Supreme Court Holds That Companies Can Patent cDNA Segments but Not Naturally Occurring DNA Segments

June 17, 2013

The Supreme Court unanimously held in Association for Molecular Pathology et al. v. Myriad Genetics, Inc. that a naturally occurring DNA segment is a product of nature and not patent eligible merely because a company has isolated the segment from the rest of the human genome. However, cDNA (complementary DNA) is patent eligible because it has been manipulated in a laboratory and is not naturally occurring. The case arose after Myriad identified the exact location and sequence of the BRCA1 and BRCA2 genes on certain chromosomes; mutations of these two genes can dramatically heighten an individual’s risk of developing breast or ovarian cancer. Myriad registered multiple patents on a variety of gene sequences, both naturally occurring and laboratory-manipulated sequences, effectively creating a monopoly on the genetic-testing market for identifying BRCA1 and BRCA2 mutations. The legality of Myriad’s patents on both the naturally occurring DNA segments and cDNA was the subject of the dispute and the Supreme Court opinion.

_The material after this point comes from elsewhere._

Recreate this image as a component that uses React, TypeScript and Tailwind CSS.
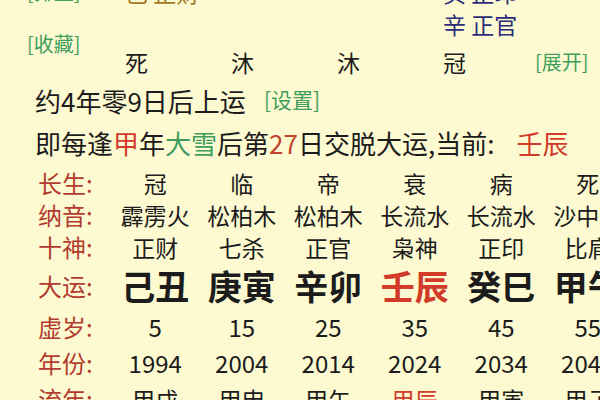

The Supreme Court’s holding agreed with the position taken by the U.S. Government in its amicus curie brief. The impact of the decision remains to be seen, especially in regards to future research, drug discovery and the price of genetic testing.

Law of Nature Exception: The Court held that Myriad’s DNA claim falls within the “law of nature exception.” Myriad did not create or alter the genetic information encoded in the BRCA1 and BRCA2 genes or the genetic structure of the DNA. Myriad’s principle contribution was determining the precise location and genetic sequence of BRCA1 and BRCA2, but the Court reasoned that finding an important and useful gene, even if a groundbreaking or brilliant discovery, does not satisfy the requirements that must be met in order for the DNA segment to be patentable.

cDNA: The Court held that cDNA is not a “product of nature,” so it is patent eligible. cDNA is a kind of laboratory-manipulated, synthetic DNA that can be used for various genetic research purposes. The Court found that a lab technician unquestionably creates something new when a DNA sequence is changed into cDNA. cDNA is used in research, gene cloning, and drug development.

Other Issues Not Considered: The Court was quick to point out that the case did not involve method claims, patents on new applications of knowledge about the BRCA1 and BRCA2 genes, or the patentability of DNA in which the order of naturally occurring nucleotides has been altered.

As personalized medicine, genetic testing for a variety of medical conditions, bio-banking and the field of medical genetics continue to rapidly evolve, the impact of the Court’s decision may alter the willingness of businesses to invest in the tremendously expensive research and development necessary for isolating and understanding genetic material. However, the decision likely will also provide additional business opportunities for companies as the extent of DNA patentability is better clarified.